The Elysee Palace might wish it had kept the champagne on ice. Emmanuel Macron’s apparent slight against the Speaker of the House of Commons has landed with the subtlety of a bond default in a quiet market. British diplomatic circles are bristling, and the City is taking notes.
This is not merely a question of lese-majeste or a breach of parliamentary protocol. It is a signal. When a head of state treats the guardian of a sovereign legislature with disdain, he sends a message about his regard for the institutions that underpin investor confidence. Markets thrive on predictability. They crave respect for process, for the rule of law, for the delicate checks and balances that prevent a government from spending its way into a ditch. Macron’s behaviour suggests a certain Gallic insouciance toward the very norms that keep British gilt yields from spiralling.

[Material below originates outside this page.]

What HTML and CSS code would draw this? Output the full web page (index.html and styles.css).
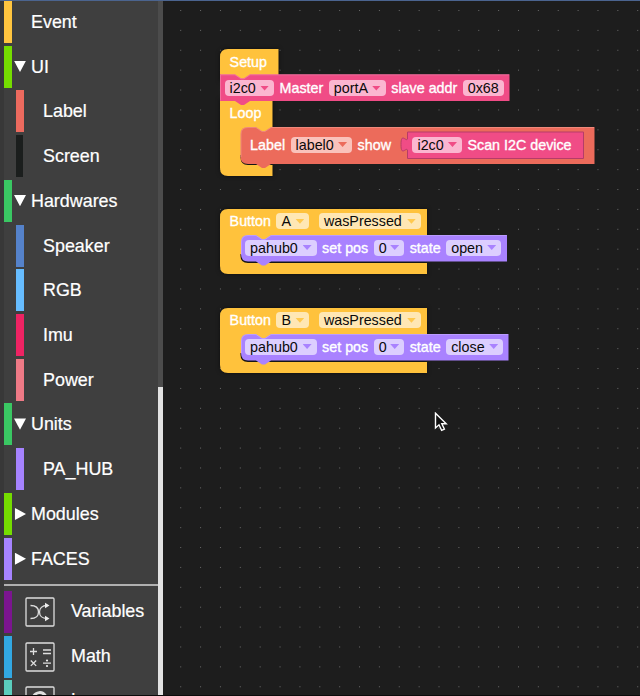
FILE: index.html
```
<!DOCTYPE html>
<html lang="en">
<head>
<meta charset="utf-8">
<title>Block editor</title>
<link rel="stylesheet" href="styles.css">
</head>
<body>
<div class="app">
  <aside class="toolbox">
    <nav class="tree">
      <div class="row"><i class="bar gold"></i><span class="name">Event</span></div>
      <div class="row"><i class="bar lime"></i><i class="arrow down"></i><span class="name">UI</span></div>
      <div class="row nested"><i class="bar coral"></i><span class="name">Label</span></div>
      <div class="row nested"><i class="bar black"></i><span class="name">Screen</span></div>
      <div class="row"><i class="bar green"></i><i class="arrow down"></i><span class="name">Hardwares</span></div>
      <div class="row nested"><i class="bar blue"></i><span class="name">Speaker</span></div>
      <div class="row nested"><i class="bar sky"></i><span class="name">RGB</span></div>
      <div class="row nested"><i class="bar crimson"></i><span class="name">Imu</span></div>
      <div class="row nested"><i class="bar rose"></i><span class="name">Power</span></div>
      <div class="row"><i class="bar green"></i><i class="arrow down"></i><span class="name">Units</span></div>
      <div class="row nested"><i class="bar violet"></i><span class="name">PA_HUB</span></div>
      <div class="row"><i class="bar lime"></i><i class="arrow right"></i><span class="name">Modules</span></div>
      <div class="row"><i class="bar violet"></i><i class="arrow right"></i><span class="name">FACES</span></div>
      <div class="separator"></div>
      <div class="row with-icon"><i class="bar purple"></i>
        <svg class="icon" viewBox="0 0 30 30"><rect x="1" y="1" width="28" height="28" rx="1"/><path d="M5.500 8.500C11 8.500 13.500 11.500 13.500 15S11 21.500 5.500 21.500M22 8.500C17 8.500 14.500 11.500 14.500 15S17 21.500 22 21.500"/><path class="solid" d="M20 5.800 24.500 8.500 20 11.200zM20 18.800l4.500 2.700-4.500 2.700z"/></svg>
        <span class="name">Variables</span></div>
      <div class="row with-icon"><i class="bar azure"></i>
        <svg class="icon" viewBox="0 0 30 30"><rect x="1" y="1" width="28" height="28" rx="1"/><path d="M5 9.500h7M8.500 6v7M18 8h8M18 11.500h8M5.800 18.500l5.400 5.400M11.200 18.500l-5.400 5.400M18 21.200h8"/><circle class="solid" cx="22" cy="18.500" r="1.100"/><circle class="solid" cx="22" cy="24" r="1.100"/></svg>
        <span class="name">Math</span></div>
      <div class="row with-icon"><i class="bar teal"></i>
        <svg class="icon" viewBox="0 0 30 30"><rect x="1" y="1" width="28" height="28" rx="1"/><path class="loop" d="M8 12C10 5.500 18 4.500 21 11"/><path class="solid" d="M14 10l9-1-2 8z"/></svg>
        <span class="name">Loops</span></div>
    </nav>
    <div class="scroll"><div class="thumb"></div></div>
  </aside>
  <main class="canvas">
    <svg class="dots"><defs><pattern id="dot" x="17.200" y="10" width="19.870" height="19.890" patternUnits="userSpaceOnUse"><rect width="1" height="1" fill="#696969"/></pattern></defs><rect width="100%" height="100%" fill="url(#dot)"/></svg>

    <section class="stack first">
      <svg class="shape" width="380" height="132">
        <path class="yellow" d="M0 32V8Q0 0 8 0H58.500V32z"/>
        <path class="yellow" d="M0 50.500H52.500V106H20.500V108Q20.500 116 28 116H52.500V127H8Q0 127 0 119z"/>
        <path class="pink" d="M0 25.300H15l6 4h3l6-4H289.500V52H30l-6 4h-3l-6-4H0z"/>
        <path class="edge" d="M.5 51.500V25.800H15l6 4h3l6-4H289"/>
        <path class="red" d="M20.500 85Q20.500 78 28 78H36l6 4h3l6-4H374.500V115H51l-6 4h-3l-6-4H28Q20.500 115 20.500 108z"/>
        <path class="edge" d="M21 108V85Q21 78.500 28 78.500H36l6 4h3l6-4H374"/>
        <path class="pink inset" d="M187.500 83H363.500V109.500H187.500V101C186 98 181 108 181 95.500S186 93 187.500 90z"/>
      </svg>
      <div class="line setup"><span class="word">Setup</span></div>
      <div class="line tight"><span class="pill p-pink w49">i2c0<i class="caret"></i></span><span class="word">Master</span><span class="pill p-pink w57">portA<i class="caret"></i></span><span class="word">slave addr</span><span class="pill p-pink w41">0x68</span></div>
      <div class="line loop-line"><span class="word">Loop</span></div>
      <div class="line inner tall"><span class="word">Label</span><span class="pill p-red w61">label0<i class="caret"></i></span><span class="word">show</span><span class="pill p-pink w49 value">i2c0<i class="caret"></i></span><span class="word">Scan I2C device</span></div>
    </section>

    <section class="stack second">
      <svg class="shape" width="300" height="72">
        <path class="yellow" d="M8 0H207V32H52V45H20.500V47Q20.500 54 28 54H207V65H8Q0 65 0 57V8Q0 0 8 0z"/>
        <path class="lilac" d="M21 33Q21 26 28 26H36l6 4h3l6-4H287V52.500H51l-6 4h-3l-6-4H28Q21 52.500 21 45z"/>
        <path class="edge" d="M21.500 45V33Q21.500 26.500 28 26.500H36l6 4h3l6-4H286.500"/>
      </svg>
      <div class="line"><span class="word">Button</span><span class="pill p-yellow w33">A<i class="caret"></i></span><span class="pill p-yellow w102 event">wasPressed<i class="caret"></i></span></div>
      <div class="line inner body"><span class="pill p-lilac w72">pahub0<i class="caret"></i></span><span class="word">set pos</span><span class="pill p-lilac w30">0<i class="caret"></i></span><span class="word">state</span><span class="pill p-lilac w55">open<i class="caret"></i></span></div>
    </section>

    <section class="stack third">
      <svg class="shape" width="300" height="72">
        <path class="yellow" d="M8 0H207V32H52V45H20.500V47Q20.500 54 28 54H207V65H8Q0 65 0 57V8Q0 0 8 0z"/>
        <path class="lilac" d="M21 33Q21 26 28 26H36l6 4h3l6-4H288.500V52.500H51l-6 4h-3l-6-4H28Q21 52.500 21 45z"/>
        <path class="edge" d="M21.500 45V33Q21.500 26.500 28 26.500H36l6 4h3l6-4H288"/>
      </svg>
      <div class="line"><span class="word">Button</span><span class="pill p-yellow w33">B<i class="caret"></i></span><span class="pill p-yellow w102 event">wasPressed<i class="caret"></i></span></div>
      <div class="line inner body"><span class="pill p-lilac w72">pahub0<i class="caret"></i></span><span class="word">set pos</span><span class="pill p-lilac w30">0<i class="caret"></i></span><span class="word">state</span><span class="pill p-lilac w57">close<i class="caret"></i></span></div>
    </section>

    <svg class="cursor" viewBox="0 0 14 20"><path d="M1.500 1.200V16L5 12.800l2.600 5.600 2.800-1.300-2.600-5.300h4.400z"/></svg>
  </main>
</div>
</body>
</html>
```
FILE: styles.css
```
* { box-sizing: border-box; }
body { margin: 0; background: #1d1d1d; font-family: "Liberation Sans", Arial, sans-serif; }
.app { display: flex; width: 640px; height: 696px; overflow: hidden; border-top: 1px solid #4b648f; border-bottom: 1px solid #0b0b0b; }

.toolbox { display: flex; width: 163px; background: #3f3f3f; }
.tree { width: 158px; height: 694px; overflow: hidden; padding-left: 4px; background: linear-gradient(90deg, #383838 4px, #3f3f3f 4px); }
.row { display: flex; height: 44.720px; }
.bar { width: 8px; height: 42px; flex: none; }
.nested { padding-left: 12px; }
.name { margin-left: 19px; height: 42px; line-height: 43px; font-size: 17.900px; color: #fff; -webkit-text-stroke: .2px #fff; white-space: nowrap; }
.arrow { width: 12px; height: 12px; margin: 15px -14px 0 2px; background: #fff; flex: none; }
.down { clip-path: polygon(0 0, 100% 0, 50% 95%); }
.right { clip-path: polygon(8% 0, 100% 50%, 8% 100%); }
.gold { background: #ffc53f; }
.lime { background: #75dd00; }
.coral { background: #ec6a5e; }
.black { background: #1b1e1d; width: 7px; margin-right: 1px; }
.green { background: #3ac763; }
.blue { background: #5582ca; }
.sky { background: #66bcff; }
.crimson { background: #ee2363; }
.rose { background: #ee7a86; }
.violet { background: #a683ff; }
.purple { background: #7b158f; }
.azure { background: #32a8e2; }
.teal { background: #5bcdbd; }
.separator { height: 2px; margin: 1.700px 0 5px; background: #b0b0b0; }
.icon { width: 30px; height: 30px; margin: 6px 0 0 13px; flex: none; fill: none; stroke: #dedede; stroke-width: 1.3; }
.icon .solid { fill: #eee; stroke: none; }
.icon .loop { stroke-width: 3; }
.with-icon .name { margin-left: 16px; line-height: 41.500px; }
.scroll { width: 5px; background: #4c4c4c; padding-top: 386px; }
.thumb { height: 310px; background: #e2e2e2; }

.canvas { position: relative; flex: 1; background: #1d1d1d; }
.dots { display: block; width: 100%; height: 100%; margin-top: -1px; }
.stack { position: absolute; left: 56.600px; font-size: 14.300px; color: #fff; }
.first { top: 48px; }
.second { top: 207.500px; }
.third { top: 306.500px; }
.shape { position: absolute; left: 0; top: 0; overflow: visible; }
.yellow { fill: #ffc23c; filter: drop-shadow(0 0 2px #0008); }
.pink { fill: #f04c86; }
.red { fill: #ec6b5b; }
.lilac { fill: #a982ff; }
.edge { fill: none; stroke: #fff; stroke-opacity: .2; }
.inset { stroke: #b63c68; stroke-width: 1; }
.line { position: relative; display: flex; align-items: center; gap: 5.500px; height: 25.500px; padding-left: 10px; white-space: nowrap; }
.word { -webkit-text-stroke: .35px #fff; }
.setup { height: 26px; }
.tight { height: 26px; padding-left: 5px; }
.loop-line { height: 24.500px; }
.inner { margin-left: 20.500px; padding-left: 10px; }
.tall { height: 38px; }
.body { height: 27px; padding-left: 5px; }
.pill { display: flex; align-items: center; justify-content: space-between; height: 16px; padding: 0 5px; border-radius: 4px; color: #0a0a0a; }
.caret { width: 9px; height: 5px; clip-path: polygon(0 0, 100% 0, 50% 100%); }
.p-pink { background: #fbb6d0; }
.p-pink .caret { background: #f04c86; }
.p-red { background: #fac2bb; }
.p-red .caret { background: #ec6b5b; }
.p-yellow { background: #ffe7b4; }
.p-yellow .caret { background: #ffc94f; }
.p-lilac { background: #dcceff; }
.p-lilac .caret { background: #a982ff; }
.w30 { width: 30.500px; }
.w33 { width: 33px; }
.w41 { width: 41px; }
.w49 { width: 49.500px; }
.w55 { width: 55px; }
.w57 { width: 57px; }
.w61 { width: 61.500px; }
.w72 { width: 71.500px; }
.w102 { width: 102px; }
.event { margin-left: 4px; }
.value { margin-left: 16px; }
.cursor { position: absolute; left: 271px; top: 411px; width: 14px; height: 20px; fill: #111; stroke: #fff; stroke-width: 1.4; }
```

Let us be clear: the financial cost of such a diplomatic hiccup is negligible in the short term. No one is dumping sterling over a snub. But the long-term narrative is what counts. Foreign investment flows to where it feels welcome and secure. A French president who cannot be bothered to observe the courtesies of a host nation’s parliament is a president who might also be inclined to sidestep fiscal constraints at home. Investors have long memories.
Consider the broader context. Macron is under pressure at home, his popularity sinking faster than a subordinated debt tranche. He needs a distraction, a foreign policy flex. What better than to poke the British bear over a procedural nicety? But the City does not respond well to bullies. It responds to stability. And nothing destabilises a relationship faster than a perceived lack of mutual respect.
The Speaker of the House of Commons is no mere figurehead. He is the guardian of parliamentary sovereignty, the very principle that underpins the UK’s governance model. To treat him with anything less than full courtesy is to question the legitimacy of that model. In a world where capital is increasingly mobile, such signals matter. They whisper to hedge fund managers in Mayfair: is this a leader you can trust with your money?
Of course, the usual suspects will dismiss this as tabloid froth. They will argue that trade deals and tariffs are what move markets, not diplomatic courtesies. But they miss the point. Finance is built on trust. Trust is built on relationships. And relationships are built on small moments of grace or their absence. Macron’s gaffe is a tax on that trust.
The Bank of England will not change its interest rate policy over this. The FTSE 100 will not tremble. But the intangible cost is real. Every diplomat in London is now on edge. Every French corporate bond will be scrutinised a little harder. Every bilateral negotiation will carry a residue of irritation. The market abhors a vacuum, but it also abhors a snub.
If Macron wants to prove his economic credentials, he would do well to remember that markets watch everything. They watch the spread on French OATs versus German Bunds. They watch the tone of press conferences. And they watch how a president treats a speaker. In the City, we call that reputation. And once it is lost, it is devilishly expensive to buy back.